In this literature, you’ll find four stories of love in different times, places, and forms.

  • Nobel laureate Svetlana Alexievich said of her work: “I want to emancipate my hero from the big ideas. And to discuss with him things life is built on. And there are only two: love and death.” For a story that touches on both love and death, read “The Wondrous Deer of the Eternal Hunt” in which a widow tells about her complicated, yet true and lasting love for her her husband. The story opens:

    Letting someone into your world with so much baggage—twelve years in Stalinist camps, they took him as a boy, sixteen years old. . . . With the burden of that knowledge . . . the differences. That's not what I'd call freedom. What is it? What's the point? Admit that I only pitied him? No. It was love, too. That's exactly what it was: love.
  • Marina Tsvetaeva’s “To kiss a forehead is to erase worry” is a soliloquy with cadences that for some readers may seem melancholic, whereas for others sound “partly hysterical, near the fall into tears or laughter” (Vladimir Khodasevich). Read more of Marina Tsvetaeva’s love poems, and watch one of her poems in song form, from the classic Russian movie “The Irony of Fate.”

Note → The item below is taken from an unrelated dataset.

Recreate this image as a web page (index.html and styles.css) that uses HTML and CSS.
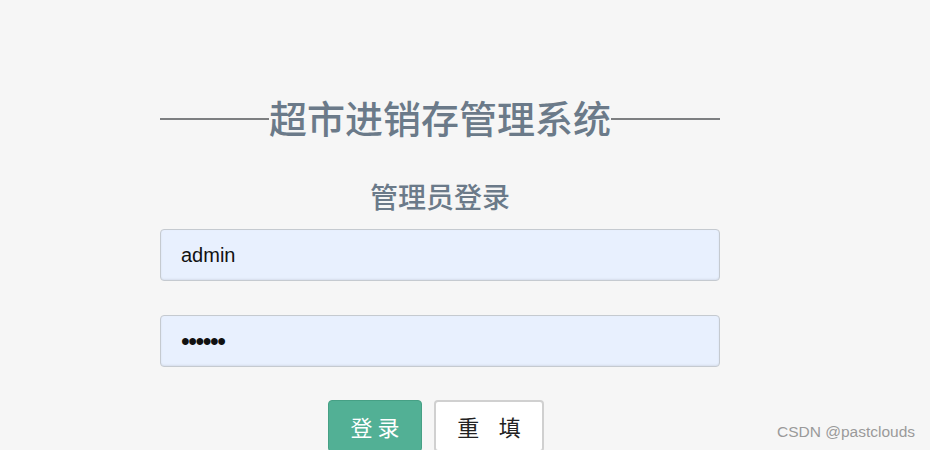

    (Watch the video on YouTube.)

  • In “Hello?” we see inside the mind of a witty passenger on a crowded bus, whose stream-of-consciousness mental monologue reveals both his thoughts on love and his observations of the crowd on the bus:

    We have been worn out by love, the immensity of which has filled us to overflowing, which is why we take up so much space. If we didn’t know love we would have withered and there would be plenty of room for everyone in the bus, which is actually quite spacious.
  • And in “Petroleum Venus,” we see two kinds of love: a teenage boy falls for the subject of a painting—“A naked blonde, her upturned face registering pleasure,” while his father experiences a cinematically-induced love of country:

    “My nose is stinging. I unobtrusively wipe tears from my eyes. It’s just love. I love this whole appalling shambles. I am a part of it. I don’t need any order beyond this chaos, beyond this indefinableness. Thank you, Russia, for the passion, for the atrocities, for your loveliness, for our suffering.”
We hope you find these love stories as intriguing as we do, and keep on the lookout for the next theme from Russia: Leaving Home.